Matanya yang sipit tertutup dan bibirnya komat-kamit. Lalu saya tunggu ia selesai berdoa, pikir punya pikir seberapa lama sih orang berdoa, sekalipun penumpang dan di belakang saya sudah mulai mendorong tak sabar untuk mencari tempat duduk mereka masing-masing. Karena terlalu lama menunggu selsai berdoa, akhirnya bahunya saya tepuk sampai ia "badar" alias membubarkan meditasinya lalu berdiri memberikan ruang kepada saya untuk lewat saat itu baru terlihat ditangan kirinya memutar buah tasbih.
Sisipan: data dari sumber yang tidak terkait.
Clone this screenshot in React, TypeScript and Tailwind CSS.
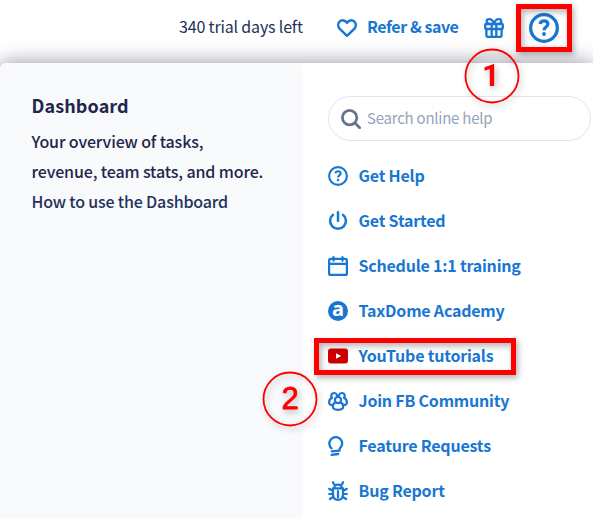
import React from "react";

const font = "font-['Noto_Sans_CJK_SC','Noto_Sans',sans-serif]";

function Svg({ children, size = 20, sw = 2.2 }: { children: React.ReactNode; size?: number; sw?: number }) {
  return (
    <svg className="shrink-0" width={size} height={size} viewBox="0 0 20 20" fill="none" stroke="currentColor" strokeWidth={sw} strokeLinecap="round" strokeLinejoin="round">
      {children}
    </svg>
  );
}

const Question = ({ size = 20, sw = 2.1 }: { size?: number; sw?: number }) => (
  <Svg size={size} sw={sw}>
    <circle cx="10" cy="10" r="8.9" />
    <path d="M7.4 7.4C7.6 6 8.6 5.3 10.1 5.3c1.5 0 2.5.9 2.5 2.1 0 1.9-2.6 2-2.6 4.1" strokeLinecap="butt" />
    <circle cx="10" cy="14" r="1.3" fill="currentColor" stroke="none" />
  </Svg>
);

const Heart = () => (
  <Svg sw={2.5}>
    <path d="M10 17.8 2.8 10.8C.8 8.7.7 5.6 2.6 3.7 4.7 1.6 8 2 10 4.7c2-2.7 5.3-3.1 7.4-1 1.9 1.9 1.8 5-.2 7.1Z" />
  </Svg>
);

const Gift = () => (
  <Svg sw={2.3}>
    <rect x="1.2" y="6" width="17.6" height="5" rx="1" />
    <path d="M2.4 11v6.2c0 .9.6 1.6 1.5 1.6h12.2c.9 0 1.5-.7 1.5-1.6V11M7.7 6v12.8M12.3 6v12.8M10 5.4C8.8 2.5 7.2 1.2 5.4 1.2S2.7 2.1 2.7 3.3c0 1.5 1 2.6 2.6 2.6M10 5.4c1.2-2.9 2.8-4.2 4.6-4.2s2.7.9 2.7 2.1c0 1.5-1 2.6-2.6 2.6" />
  </Svg>
);

const Power = () => (
  <Svg sw={2.5}>
    <path d="M10 1.2v8.6M4.9 3.9a7.9 7.9 0 1 0 10.2 0" />
  </Svg>
);

const Calendar = () => (
  <Svg sw={2.2}>
    <rect x="1.1" y="2.9" width="17.8" height="16" rx="1.5" />
    <path d="M1 7.8h18M5.5 1.1v3.6M14.5 1.1v3.6" />
  </Svg>
);

const Academy = () => (
  <span className="flex size-5 shrink-0 items-center justify-center rounded-full bg-[#1976d2] font-['Noto_Sans',sans-serif] text-[20px] leading-none font-bold text-white">
    <span className="-mt-[4px]">a</span>
  </span>
);

const YouTube = () => (
  <svg className="shrink-0" width="20" height="20" viewBox="0 0 20 20">
    <rect y="2.5" width="20" height="15" rx="3" fill="#cc0000" />
    <path d="m8 7.2 5.2 2.8L8 12.8Z" fill="#fff" />
  </svg>
);

const Community = () => (
  <Svg sw={2.2}>
    <circle cx="10" cy="9" r="3.1" />
    <path d="M7.3 11.4c-1.5.7-2.5 2.3-2.5 4.1 0 4.4 10.4 4.4 10.4 0 0-1.8-1-3.4-2.5-4.1" />
    <path d="M9 4.6A2.9 2.9 0 1 0 3.9 6.8M11 4.6a2.9 2.9 0 1 1 5.1 2.2" />
    <path d="M3.9 6.8C2.1 7.7 1.1 9.4 1.1 11.4c0 2 1.5 2.9 3.9 2.5M16.1 6.8c1.8.9 2.8 2.6 2.8 4.6 0 2-1.5 2.9-3.9 2.5" />
  </Svg>
);

const Bulb = () => (
  <Svg sw={2.3}>
    <path d="M3.5 12.3A6.4 6.4 0 1 1 11.6 12.6V14.6L3.8 15.4M3.6 18.8l6.6-.8" />
  </Svg>
);

const Bug = () => (
  <Svg sw={2.2}>
    <path d="M6.2 6.8C6.2 4.5 7.5 3.6 10 3.6s3.8.9 3.8 3.2M5 1.2l.8 1.8 1.2 1M15 1.2l-.8 1.8-1.2 1M5 7.4h10v5.8c0 3.5-1.8 5.6-5 5.6s-5-2.1-5-5.6ZM10 10v6.5M5 10 1.2 7.8M15 10l3.8-2.2M5 13H1.2M15 13h3.8M5.5 15.7 1.9 18M14.5 15.7l3.6 2.3" />
  </Svg>
);

const links = [
  { label: "Get Help", icon: <Question /> },
  { label: "Get Started", icon: <Power /> },
  { label: "Schedule 1:1 training", icon: <Calendar /> },
  { label: "TaxDome Academy", icon: <Academy /> },
  { label: "YouTube tutorials", icon: <YouTube /> },
  { label: "Join FB Community", icon: <Community /> },
  { label: "Feature Requests", icon: <Bulb /> },
  { label: "Bug Report", icon: <Bug /> },
];

export default function App() {
  return (
    <div className={`relative flex h-[519px] w-[593px] flex-col overflow-hidden bg-white whitespace-nowrap ${font}`}>
      <header className="flex h-[63px] shrink-0 items-start pt-[13px] pl-[179px] text-[#1976d2]">
        <span className="-mt-px w-[158px] text-[16px] leading-7 tracking-[-0.17px] text-[#24315a]">340 trial days left</span>
        <div className="flex h-7 items-center">
          <span className="mt-px"><Heart /></span>
          <span className="mb-0.5 ml-[10px] w-[117px] text-[16px] leading-7 font-bold tracking-[-0.45px]">Refer &amp; save</span>
          <span className="mt-0.5"><Gift /></span>
          <span className="mt-0.5 ml-[25px]"><Question size={30} sw={2.2} /></span>
        </div>
      </header>

      <main className="flex flex-1 rounded-tl-md bg-white shadow-[0_0_20px_rgba(35,35,65,0.5)]">
        <aside className="w-[303px] rounded-t-md bg-[#f8fafc] pt-[27px] pl-[31.5px] text-[#24254d]">
          <h1 className="text-[18px] leading-[30px] font-bold tracking-[0.1px]">Dashboard</h1>
          <p className="mt-[6px] text-[16px] leading-[30px] font-medium tracking-[-0.13px]">
            Your overview of tasks,<br />revenue, team stats, and more.
          </p>
          <a className="block text-[16px] leading-[30px] font-medium tracking-[-0.17px] text-[#24315a]">How to use the Dashboard</a>
        </aside>
        <section className="pt-[33px] pl-[25px]">
          <div className="flex h-[45px] w-[263px] items-center rounded-full border border-[#dfe6ef] pl-3">
            <span className="text-[#64748b]">
              <Svg size={20} sw={2.7}><circle cx="8.6" cy="8.6" r="7.2" /><path d="m14 14 4.7 4.7" /></Svg>
            </span>
            <span className="mb-0.5 ml-[6px] text-[15px] leading-6 tracking-[-0.24px] text-[#94a3b8]">Search online help</span>
          </div>
          <nav className="mt-[12px] text-[#1976d2]">
            {links.map(({ label, icon }) => (
              <a key={label} className="flex h-[45px] items-center gap-[10.5px] text-[16px] leading-6 font-bold tracking-[-0.21px]">
                {icon}<span className="mb-0.5">{label}</span>
              </a>
            ))}
          </nav>
        </section>
      </main>

      <div className="absolute top-1 left-[516px] h-12 w-14 border-5 border-[#f00] shadow-[2px_3px_6px_rgba(0,0,0,0.3),inset_2px_3px_6px_rgba(0,0,0,0.3)]" />
      <div className="absolute top-[338px] left-[314px] h-[37px] w-[202px] border-5 border-[#f00] shadow-[2px_3px_6px_rgba(0,0,0,0.3),inset_2px_3px_6px_rgba(0,0,0,0.3)]" />
      <svg className="absolute top-[48px] left-[464px] drop-shadow-[2px_3px_3px_rgba(0,0,0,0.25)]" width="56" height="56">
        <circle cx="28" cy="28" r="26.5" fill="none" stroke="#f00" strokeWidth="1.8" />
        <text x="27" y="38" textAnchor="middle" className="fill-[#f00] font-['Roboto',sans-serif] text-[31px] font-bold">1</text>
      </svg>
      <svg className="absolute top-[371px] left-[262px] drop-shadow-[2px_3px_3px_rgba(0,0,0,0.25)]" width="56" height="56">
        <circle cx="28" cy="28" r="26.5" fill="none" stroke="#f00" strokeWidth="1.8" />
        <text x="28" y="38" textAnchor="middle" stroke="#f00" strokeWidth="0.9" className="fill-[#f00] font-['Liberation_Sans',sans-serif] text-[31px]">2</text>
      </svg>
    </div>
  );
}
Walau beda "stir" rasanya adem ayem bepergian menggunakan Value Air Singapura - Jakarta bersebelahan dengan orang-orang yang selalu menyebut nama Tuhan. Sekalipun pemberitaan media masa belakangan ini mengenai keterlibatan tokoh kunci agama dengan kematian artis muda membuat saya menerbitkan liur prasangka jangan-jangan pengedar psikotropika pula.

Nampaknya bapak ini rada terganggu (atau tidak mau mengganggu saya dengan aktivitasnya) sebentar saja ia lepaskan pengikat pinggang lalu beranjak dari duduknya dan pindah ke bangku belakang bersamaan dengan barang tentengan sekilas mirip minuman dibeli di toko "bebas pajak".
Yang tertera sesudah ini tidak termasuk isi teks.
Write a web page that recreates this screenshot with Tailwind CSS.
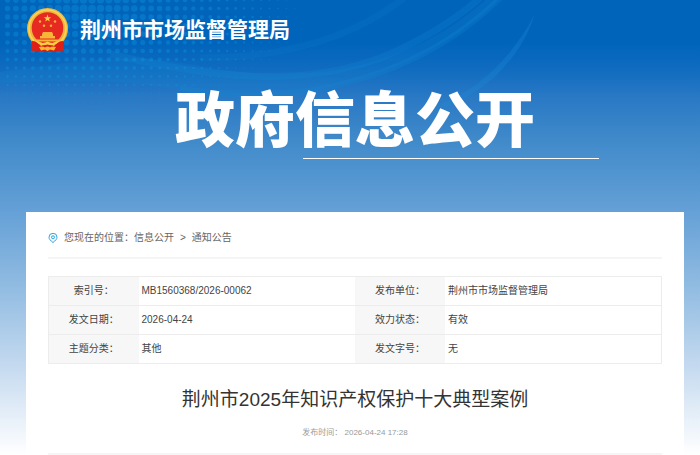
<!DOCTYPE html>
<html lang="zh-CN">
<head>
    <meta charset="UTF-8">
    <meta name="viewport" content="width=device-width, initial-scale=1.0">
    <title>荆州市2025年知识产权保护十大典型案例</title>
    <script src="https://cdn.jsdelivr.net/npm/@tailwindcss/browser@4"></script>
</head>
<body class="font-['Liberation_Sans','Noto_Sans_CJK_SC',sans-serif] text-[10px] text-[#444]">
    <div class="relative isolate min-h-screen overflow-hidden bg-[linear-gradient(#0064bb_0px,#0064bb_42px,#0f6bbf_68px,#2a79c5_98px,#408aca_140px,#639fd6_208px,#90bbe1_285px,#c7dbf0_370px,#ffffff_455px)]">
        <!-- Background dots and curves -->
        <svg class="absolute left-0 top-0 -z-10" width="700" height="212" viewBox="0 0 700 212" fill="none" aria-hidden="true">
            <path d="M0 84C60 78 120 80 180 90C290 110 420 80 505 -6L492 -6C410 70 310 86 200 66C120 50 50 66 0 72Z" fill="#1389d2" fill-opacity=".2"/>
            <path d="M110 54C210 78 300 88 380 58C430 38 465 12 482 -4" stroke="#1389d2" stroke-opacity=".25" stroke-width="7"/>
            <path d="M180 88C290 110 420 80 504 -6" stroke="#1389d2" stroke-opacity=".25" stroke-width="6"/>
            <path d="M200 58C280 58 350 40 404 -2" stroke="#1389d2" stroke-opacity=".15" stroke-width="7"/>
            <path d="M440 104C480 88 510 60 535 14C520 60 485 92 445 108Z" fill="#1f8bd6" fill-opacity=".3"/>
            <g id="dots" fill="#0f93dc"></g>
        </svg>

        <header class="flex items-center gap-3 px-[27px] pt-2">
            <svg class="h-11 w-[41px] shrink-0" viewBox="0 0 41 44" role="img" aria-label="国徽">
                <path d="M6 32L5 42L12 43.500L20.500 44L29 43.500L36 42L35 32Z" fill="#d81e17"/>
                <circle cx="20.500" cy="20.500" r="20.500" fill="#eeb63a"/>
                <circle cx="20.500" cy="20.500" r="18.500" fill="none" stroke="#fbd25a" stroke-width="1.500"/>
                <circle cx="20.500" cy="20" r="15.800" fill="#e62a21"/>
                <path d="M20.500 6.500L21.400 9.200H24.200L22 10.900L22.800 13.600L20.500 12L18.200 13.600L19 10.900L16.800 9.200H19.600Z" fill="#ffd23f"/>
                <g fill="#f8b53a">
                    <circle cx="13" cy="13.500" r="1.200"/><circle cx="28" cy="13.500" r="1.200"/>
                    <circle cx="17" cy="17.800" r="1.200"/><circle cx="24" cy="17.800" r="1.200"/>
                    <path d="M15 26L16 24H25L26 26V28H28V30.500H13V28H15Z"/>
                    <path d="M9 31.500H32L30 33.500H11Z"/>
                </g>
                <path d="M5 33Q10 33 14 38Q17 36 20.500 36Q24 36 27 38Q31 33 36 33L37 43L28 42Q24 39 20.500 40Q17 39 13 42L4 43Z" fill="#dc2018"/>
                <path d="M8 32Q15 37 20.500 33.500Q26 37 33 32Q29 39 20.500 36.500Q12 39 8 32Z" fill="#ffcf43"/>
                <path d="M12 39Q16 38 18 39.500Q20.500 37.500 23 39.500Q25 38 29 39L27 42.500L23 41.500L20.500 43L18 41.500L14 42.500Z" fill="#f6b92f"/>
            </svg>
            <a href="#" class="text-[21px] leading-8 font-bold text-white">荆州市市场监督管理局</a>
        </header>

        <div class="flex flex-col items-center pt-[34px] pr-[26px] pl-[36px]">
            <div class="w-full pl-[139px] text-[60px] leading-[72px] font-black text-white">政府信息公开</div>
            <div class="mr-[75px] h-px w-[296px] self-end bg-white"></div>
        </div>

        <main class="mt-[53px] mr-4 ml-[26px] min-h-[243px] bg-white px-[22px]">
            <nav class="flex h-[47px] items-center border-b-2 border-[#f5f5f5] pt-1.5 text-[#666]" aria-label="您现在的位置">
                <svg class="mr-1.5 size-[10px]" viewBox="0 0 9 10" fill="none" stroke="#2ba3e0" aria-hidden="true">
                    <path d="M4.500 9.500C2 7.500 .5 6 .5 4.300A4 4 0 0 1 8.500 4.300C8.500 6 7 7.500 4.500 9.500Z"/>
                    <circle cx="4.500" cy="4.300" r="1.500"/>
                </svg>
                <span>您现在的位置：</span>
                <a href="#">信息公开</a>
                <span class="mx-1.5">&gt;</span>
                <a href="#">通知公告</a>
            </nav>

            <table class="mt-[17px] w-full table-fixed border border-[#ececec] leading-4">
                <colgroup>
                    <col class="w-[90px]"><col><col class="w-[90px]"><col>
                </colgroup>
                <tbody>
                    <tr class="h-[29px] border-b border-[#ececec]">
                        <th class="bg-[#f7f7f7] text-center font-normal">索引号：</th>
                        <td class="pl-[3px]">MB1560368/2026-00062</td>
                        <th class="bg-[#f7f7f7] text-center font-normal">发布单位：</th>
                        <td class="pl-[3px]">荆州市市场监督管理局</td>
                    </tr>
                    <tr class="h-[29px] border-b border-[#ececec]">
                        <th class="bg-[#f7f7f7] text-center font-normal">发文日期：</th>
                        <td class="pl-[3px]">2026-04-24</td>
                        <th class="bg-[#f7f7f7] text-center font-normal">效力状态：</th>
                        <td class="pl-[3px]">有效</td>
                    </tr>
                    <tr class="h-[29px]">
                        <th class="bg-[#f7f7f7] text-center font-normal">主题分类：</th>
                        <td class="pl-[3px]">其他</td>
                        <th class="bg-[#f7f7f7] text-center font-normal">发文字号：</th>
                        <td class="pl-[3px]">无</td>
                    </tr>
                </tbody>
            </table>

            <h1 class="mt-[22px] text-center text-[19px] leading-7 font-normal text-[#333]">荆州市2025年知识产权保护十大典型案例</h1>
            <p class="mt-[11px] border-b-2 border-[#f5f5f5] pb-3 text-center text-[8px] leading-4 text-[#999]">发布时间： 2026-04-24 17:28</p>
        </main>
    </div>

    <script>
        // Halftone dots, smaller towards the right and the bottom
        const dots = document.getElementById('dots');
        for (let row = 0; row < 14; row++) {
            for (let col = 0; col < 37; col++) {
                const x = 7.5 + col * 8.45;
                const y = row * 8.5;
                const dist = Math.hypot((x - 85) / 240, (y - 10) / 120);
                const r = 4 * (1 - dist);
                if (r < 0.4) continue;
                const dot = document.createElementNS('http://www.w3.org/2000/svg', 'circle');
                dot.setAttribute('cx', x);
                dot.setAttribute('cy', y);
                dot.setAttribute('r', r);
                dot.setAttribute('opacity', 0.4);
                dots.appendChild(dot);
            }
        }
    </script>
</body>
</html>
Pengamatan saya mulai "on" kembali kepada bapak ini saat pesawat mendarat di Sukarno Hatta, seorang wanita sekita 35-an berpostur tegak, cantik, kulit cerah, potongan rambut pendek, berhak tinggi sudah menungguinya di pintu kedatangan bersama pengemudi yang juga berambut cepak dan seragam gelapnya mirip pengawal presiden kalau berpakaian sipil. Yang saya tahu gaya penyambutan ini biasanya diperlihatkan oleh pejabat kelas tertentu kalau dijemput stafnya. Sekalipun saya tahu, ia bukan pejabat.

Memasuki ruang pemeriksaan dokumen imigrasi, lagi-lagi bapak ini membuat kejutan dengan melalui jalur paling kanan khusus diplomatik sehingga passport tidak diperiksa sama sekali bahkan membuat wajah para petugas khusus diplomat tertawa lebar dan sumringah seperti baru tembus "4D" - ini doa para pejudi Singapura berharap tembus lotere empat digital.

Sementara menunggu kedatangan bagasi saya mencoba memutar tustel namun wajahnya selalu tertutup oleh orang yang berlalu lalang disekitarnya.

Memasuki pemeriksaan bea-cukai lagi-lagi bawaan pria ini lancar saja tanpa X-ray sama sekali. Padahal saya yang menguntit tepat dibelakangnya langsung distop oleh petugas douane yang hari itu seragam menggunakan rompi hitam bertuliskan CUSTOM berwarna kuning cerah. Alasannya saya membawa sosis.

Baru koper akan dibuka, dibelakang saya sudah berdiri seorang petugas dengan wajah mirip Jaksa Agung baru kita. Bawaan saya berupa Sosis yang tak seberapa jumlahnya (saya tak kuasa menolak permohonan keponakan) menurutnya sosis harus memasuki karantina sebelum masuk ke Indonesia.

Memang tidak ada drama yang terjadi, sosis sayapun lolos setelah diberi nasihat lain agar lain kali masuk karantina.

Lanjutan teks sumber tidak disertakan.